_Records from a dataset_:
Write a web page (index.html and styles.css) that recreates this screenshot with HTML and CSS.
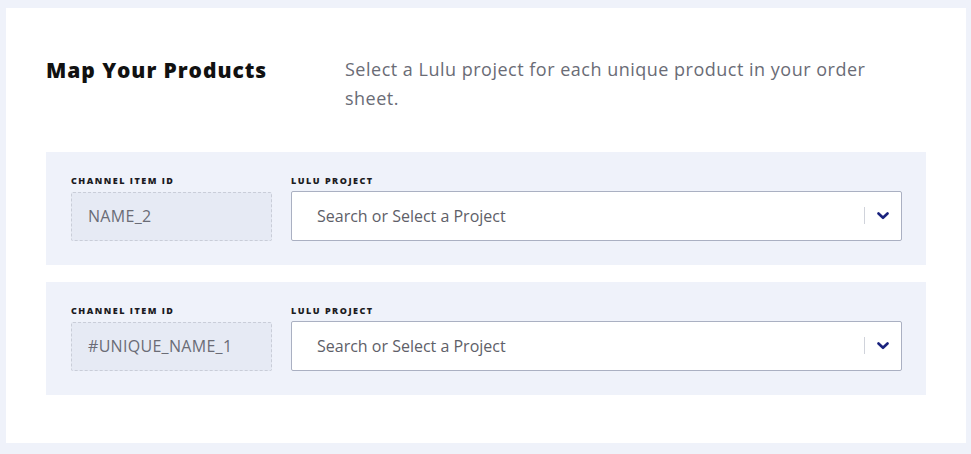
FILE: index.html
```html
<!DOCTYPE html>
<html>
<head>
<meta charset="utf-8">
<link rel="stylesheet" href="styles.css">
</head>
<body>
<div class="card">
  <div class="header">
    <h1 class="title">Map Your Products</h1>
    <p class="desc">Select a Lulu project for each unique product in your order sheet.</p>
  </div>
  <div class="rows">
    <div class="row">
      <div class="col-id">
        <div class="label">Channel Item ID</div>
        <div class="idbox">NAME_2</div>
      </div>
      <div class="col-proj">
        <div class="label">Lulu Project</div>
        <div class="select">
          <span class="placeholder">Search or Select a Project</span>
          <span class="indicators">
            <span class="sep"></span>
            <svg class="chev" width="12" height="8" viewBox="0 0 12 8"><path d="M1.5 1.5 L6 5.8 L10.5 1.5" fill="none" stroke="#1a237e" stroke-width="2.6" stroke-linecap="round" stroke-linejoin="round"/></svg>
          </span>
        </div>
      </div>
    </div>
    <div class="row">
      <div class="col-id">
        <div class="label">Channel Item ID</div>
        <div class="idbox">#UNIQUE_NAME_1</div>
      </div>
      <div class="col-proj">
        <div class="label">Lulu Project</div>
        <div class="select">
          <span class="placeholder">Search or Select a Project</span>
          <span class="indicators">
            <span class="sep"></span>
            <svg class="chev" width="12" height="8" viewBox="0 0 12 8"><path d="M1.5 1.5 L6 5.8 L10.5 1.5" fill="none" stroke="#1a237e" stroke-width="2.6" stroke-linecap="round" stroke-linejoin="round"/></svg>
          </span>
        </div>
      </div>
    </div>
  </div>
</div>
</body>
</html>
```
FILE: styles.css
```css
html, body {
  margin: 0;
  padding: 0;
  background: #eff2fa;
}
body {
  padding: 8px 5px 11px 6px;
  font-family: "Open Sans", "Noto Sans", sans-serif;
}
.card {
  background: #ffffff;
  height: 435px;
  box-sizing: border-box;
  padding: 0 40px;
}
.header {
  display: flex;
  padding-top: 48px;
  height: 144px;
  box-sizing: border-box;
}
.title {
  margin: 0;
  width: 299px;
  flex: none;
  font-size: 21px;
  font-weight: 800;
  color: #111;
  line-height: 28px;
  letter-spacing: 0.95px;
}
.desc {
  margin: 0;
  width: 560px;
  font-size: 18px;
  line-height: 29px;
  color: #6a6c76;
  margin-top: -1px;
  letter-spacing: 0.5px;
}
.rows {
  display: flex;
  flex-direction: column;
  gap: 17px;
}
.row {
  background: #eff2fa;
  height: 113px;
  box-sizing: border-box;
  padding: 23px 24px 0 25px;
  display: flex;
  gap: 19px;
}
.col-id {
  width: 201px;
  flex: none;
}
.col-proj {
  flex: 1;
}
.label {
  font-size: 9px;
  font-weight: 800;
  text-transform: uppercase;
  letter-spacing: 1.5px;
  color: #1b1b22;
  line-height: 12px;
  height: 17px;
}
.idbox {
  height: 49px;
  box-sizing: border-box;
  border: 1px dashed #c9cdd8;
  background: #e6eaf4;
  border-radius: 2px;
  display: flex;
  align-items: center;
  padding-left: 16px;
  padding-bottom: 1px;
  font-size: 16px;
  color: #6a6c76;
  letter-spacing: 0.3px;
}
.select {
  height: 50px;
  margin-top: -1px;
  box-sizing: border-box;
  border: 1px solid #aab0c2;
  background: #fff;
  border-radius: 2px;
  display: flex;
  align-items: center;
  padding-left: 25px;
  padding-bottom: 1px;
}
.placeholder {
  flex: 1;
  font-size: 16px;
  color: #5e6068;
}
.indicators {
  display: flex;
  align-items: center;
  height: 100%;
}
.sep {
  width: 1px;
  height: 17px;
  background: #d0d3db;
  margin-right: 12px;
}
.chev {
  margin-right: 12px;
  display: block;
}
```
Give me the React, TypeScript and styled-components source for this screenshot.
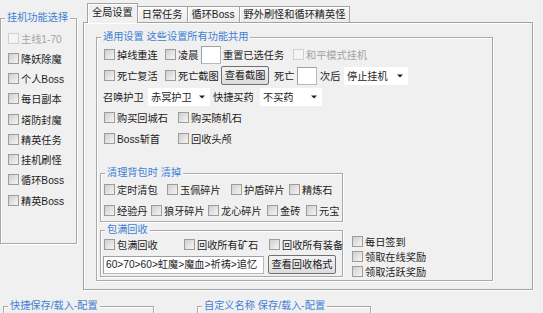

_DIRECTIONS_: Exclude the images and reproduce the remaining data exactly.

_TASK RESULT_:
Write a web page (index.html and styles.css) that recreates this screenshot with HTML and CSS.
FILE: index.html
```html
<!DOCTYPE html>
<html>
<head>
<meta charset="utf-8">
<link rel="stylesheet" href="styles.css">
</head>
<body>
<div class="card">
  <div class="header">
    <h1 class="title">Map Your Products</h1>
    <p class="desc">Select a Lulu project for each unique product in your order sheet.</p>
  </div>
  <div class="rows">
    <div class="row">
      <div class="col-id">
        <div class="label">Channel Item ID</div>
        <div class="idbox">NAME_2</div>
      </div>
      <div class="col-proj">
        <div class="label">Lulu Project</div>
        <div class="select">
          <span class="placeholder">Search or Select a Project</span>
          <span class="indicators">
            <span class="sep"></span>
            <svg class="chev" width="12" height="8" viewBox="0 0 12 8"><path d="M1.5 1.5 L6 5.8 L10.5 1.5" fill="none" stroke="#1a237e" stroke-width="2.6" stroke-linecap="round" stroke-linejoin="round"/></svg>
          </span>
        </div>
      </div>
    </div>
    <div class="row">
      <div class="col-id">
        <div class="label">Channel Item ID</div>
        <div class="idbox">#UNIQUE_NAME_1</div>
      </div>
      <div class="col-proj">
        <div class="label">Lulu Project</div>
        <div class="select">
          <span class="placeholder">Search or Select a Project</span>
          <span class="indicators">
            <span class="sep"></span>
            <svg class="chev" width="12" height="8" viewBox="0 0 12 8"><path d="M1.5 1.5 L6 5.8 L10.5 1.5" fill="none" stroke="#1a237e" stroke-width="2.6" stroke-linecap="round" stroke-linejoin="round"/></svg>
          </span>
        </div>
      </div>
    </div>
  </div>
</div>
</body>
</html>
```
FILE: styles.css
```css
html, body {
  margin: 0;
  padding: 0;
  background: #eff2fa;
}
body {
  padding: 8px 5px 11px 6px;
  font-family: "Open Sans", "Noto Sans", sans-serif;
}
.card {
  background: #ffffff;
  height: 435px;
  box-sizing: border-box;
  padding: 0 40px;
}
.header {
  display: flex;
  padding-top: 48px;
  height: 144px;
  box-sizing: border-box;
}
.title {
  margin: 0;
  width: 299px;
  flex: none;
  font-size: 21px;
  font-weight: 800;
  color: #111;
  line-height: 28px;
  letter-spacing: 0.95px;
}
.desc {
  margin: 0;
  width: 560px;
  font-size: 18px;
  line-height: 29px;
  color: #6a6c76;
  margin-top: -1px;
  letter-spacing: 0.5px;
}
.rows {
  display: flex;
  flex-direction: column;
  gap: 17px;
}
.row {
  background: #eff2fa;
  height: 113px;
  box-sizing: border-box;
  padding: 23px 24px 0 25px;
  display: flex;
  gap: 19px;
}
.col-id {
  width: 201px;
  flex: none;
}
.col-proj {
  flex: 1;
}
.label {
  font-size: 9px;
  font-weight: 800;
  text-transform: uppercase;
  letter-spacing: 1.5px;
  color: #1b1b22;
  line-height: 12px;
  height: 17px;
}
.idbox {
  height: 49px;
  box-sizing: border-box;
  border: 1px dashed #c9cdd8;
  background: #e6eaf4;
  border-radius: 2px;
  display: flex;
  align-items: center;
  padding-left: 16px;
  padding-bottom: 1px;
  font-size: 16px;
  color: #6a6c76;
  letter-spacing: 0.3px;
}
.select {
  height: 50px;
  margin-top: -1px;
  box-sizing: border-box;
  border: 1px solid #aab0c2;
  background: #fff;
  border-radius: 2px;
  display: flex;
  align-items: center;
  padding-left: 25px;
  padding-bottom: 1px;
}
.placeholder {
  flex: 1;
  font-size: 16px;
  color: #5e6068;
}
.indicators {
  display: flex;
  align-items: center;
  height: 100%;
}
.sep {
  width: 1px;
  height: 17px;
  background: #d0d3db;
  margin-right: 12px;
}
.chev {
  margin-right: 12px;
  display: block;
}
```
Give me the React, TypeScript and styled-components source for this screenshot.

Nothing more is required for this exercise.